Media
Whatever happened to free speech?
Detention and interrogation. A vehicle and laptop search. Riffling through reporter notebooks. I found Canadian border officials’ recent treatment of U.S. journalist Amy Goodman a disturbing threat to free speech.
Host of Democracy Now, a public radio show in the States, Goodman was stopped in a vehicle with two assistants at the Washington-B.C. border on Nov. 25. Visiting Canada to promote her new book, she was en route to Victoria for a speaking engagement. Yet the border guards kept grilling her about the 2010 Winter Olympics, afraid that she was coming to Canada to criticize this world event. What if she was? Is freedom of speech the new contraband?
The guards interrogated her for more than an hour, reportedly demanding to know the details of Goodman’s planned speech. They asked her at least six times if she was coming to Canada to speak about the Olympics. One border patrol agent looked through her book, Breaking the Sound Barrier, and made notes from it. Goodman said: “I was totally shocked . . .It sends a message that we’re being monitored, watched. . .It sends a message to other journalists to watch what they do.”
Fear of such reprisals might indeed result in unnecessary self-censorship on the part of reporters, both locally and those visiting from around the world. Are we heading for a Big Brother world of Government Think?

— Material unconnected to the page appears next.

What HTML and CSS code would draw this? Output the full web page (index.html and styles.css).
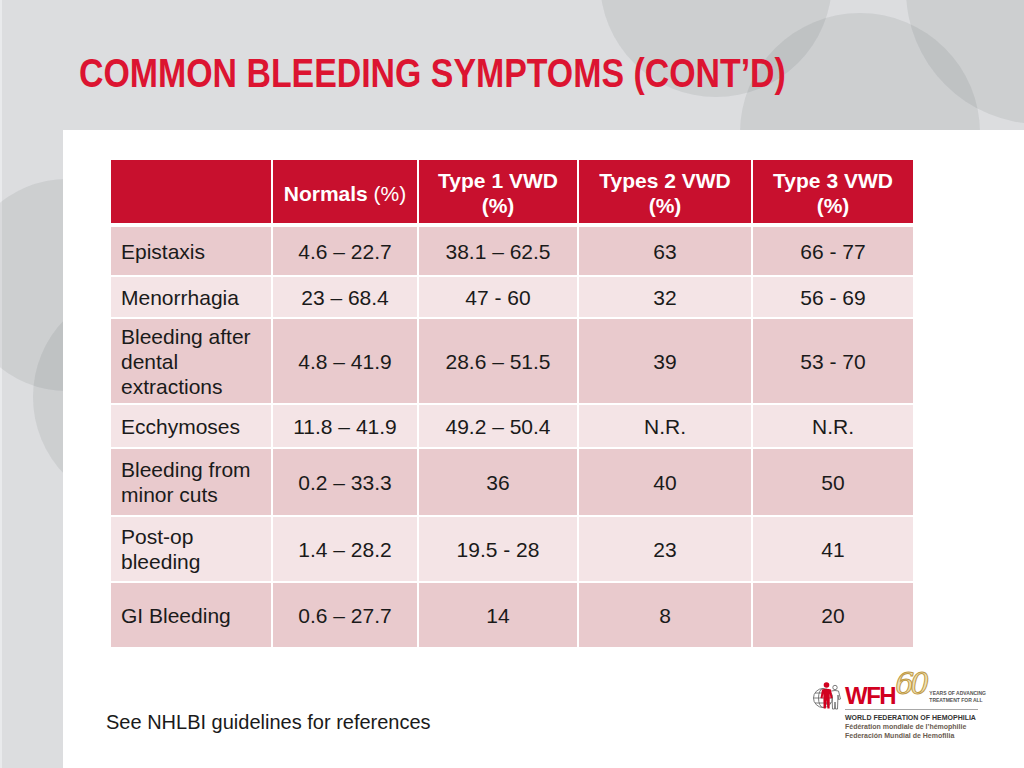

We’ve already seen the fallout in Vancouver from “free speech zones” designated for protesters during the Olympics. A gag order targeted for the three-week event prevents the display of any commercial signs that might compete with the corporate logos and messages of official sponsors like Visa or Royal Bank. Whose interests are we protecting, anyway?
This makes me think of practices by companies like Coke and Pepsi that try to muzzle negative comments about their products. In many cases, they make any school or university that carries their bottled water sign an agreement saying that they will not publicly criticize their products.